Secondly, I look forward to meeting other people. I’d like to ask Mary to tell stories about Jesus as a child. I’d enjoy talking with Simeon, Anna, Elizabeth, and John the Baptist. I want to hear Noah’s accounts, and his wife’s, of life on the ark. I’m eager to listen to Moses tell about his times with God on the mountain. I’d like to ask Elijah about being taken away in the chariot and Enoch (and Enoch’s wife) about his being caught up by God.
I want to talk with Mary, Martha, and their brother Lazarus. I’ll ask people to fill in the blanks of the great stories in Scripture and church history. I want to hear a few million new stories. One at a time, of course, and spread out over thousands of years. I imagine we’ll relish these great stories, ask questions, laugh together, and shake our heads in amazement.

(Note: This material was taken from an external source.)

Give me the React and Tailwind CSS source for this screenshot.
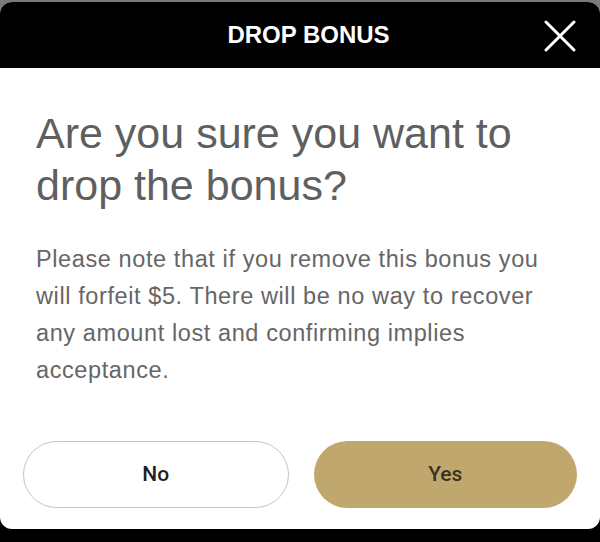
export default function App() {
  return (
    <div className="w-[600px] h-[542px] pt-[2px] bg-[linear-gradient(to_bottom,#7a7a7a_0px,#7a7a7a_20px,#000_20px)] overflow-hidden">
      <div className="bg-white rounded-[12px] overflow-hidden">
        <div className="relative h-[66px] bg-black flex items-center justify-center pl-[17px]">
          <span className="text-white text-[24px] font-bold leading-none font-['Liberation_Sans',Arial,sans-serif]">
            DROP BONUS
          </span>
          <button className="absolute right-[24px] top-[18px] w-[32px] h-[32px] flex items-center justify-center" aria-label="Close">
            <svg width="32" height="32" viewBox="0 0 32 32" fill="none">
              <path d="M2 2 L30 30 M30 2 L2 30" stroke="white" strokeWidth="3" strokeLinecap="round" />
            </svg>
          </button>
        </div>
        <div className="pt-[39px] pb-[21px] font-['Liberation_Sans',Arial,sans-serif]">
          <h1 className="px-[36px] text-[43px] leading-[52px] text-[#5f5f5f] font-normal">
            Are you sure you want to drop the bonus?
          </h1>
          <p className="pl-[36px] pr-[30px] mt-[30px] text-[23.5px] leading-[37px] tracking-[0.6px] text-[#666666]">
            Please note that if you remove this bonus you will forfeit $5. There will be no way to recover any amount lost and confirming implies acceptance.
          </p>
          <div className="px-[23px] mt-[52px] flex gap-[25px]">
            <button className="flex-1 h-[67px] rounded-full border border-[#c4c4c4] bg-white text-[21px] text-[#222222] font-medium font-['Roboto',Arial,sans-serif]">
              No
            </button>
            <button className="flex-1 h-[67px] rounded-full bg-[#c0a76d] text-[21px] text-[#3a3220] font-medium font-['Roboto',Arial,sans-serif]">
              Yes
            </button>
          </div>
        </div>
      </div>
    </div>
  );
}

We’ll each have our own stories to tell also—and the memories and skills to tell them well. Right now, today, we are living the lives from which such stories will be drawn. Are we living them with eternity in mind? We’ll have new adventures on the New Earth from which new stories will emerge, but I suspect the old stories from this life will always interest us too.
I can’t wait to reconnect with many old friends including Greg Coffey and Jerry Hardin, as well as my mom and dad. I look forward to thanking C. S. Lewis, Francis Schaeffer, and A. W. Tozer for how their writings changed me. I anticipate meeting William Carey, Hudson and Maria Taylor, Amy Carmichael, Jim Elliot, Charles Spurgeon, Dwight L. Moody, Harriet Beecher Stowe, some of the Amistad slaves, and a host of others.
Seeing my friends who suffered physically on earth enjoy living in their new bodies will be a special joy. My old friend David O’Brien, who was always with me at Ecola Hall and Cannon Beach Conference Center the dozens of weeks I spent there, was a brilliant man trapped in a body that groaned for redemption. His cerebral palsy was gone the moment he left this world for the present Heaven, but the biggest treat will be at his resurrection, when he will have a new body, forever free of disease. I picture David never having to repeat himself because others don’t understand him. I see him running through fields on the New Earth. I look forward to running beside David . . . and probably behind him, because I doubt I could ever catch up with such a godly brother.
Many of us look forward to Heaven more now than we did when our bodies functioned well. Our dear friend Joni Eareckson Tada says it so well: “Somewhere in my broken, paralyzed body is the seed of what I shall become. The paralysis makes what I am to become all the more grand when you contrast atrophied, useless legs against splendorous resurrected legs. I’m convinced that if there are mirrors in heaven (and why not?), the image I’ll see will be unmistakably ‘Joni,’ although a much better, brighter Joni.”
Finally, my wife, Nanci, is my best friend and my closest sister in Christ. I fully expect no one besides God Himself will understand me better on the New Earth, and there’s nobody whose company I’ll seek and enjoy more than Nanci’s.
My heart explodes with happiness as I anticipate the world to come and its endless delights of closeness with Jesus, first and foremost, and the people of God and angels and creatures we have known and will one day know in a vast and beautiful new universe!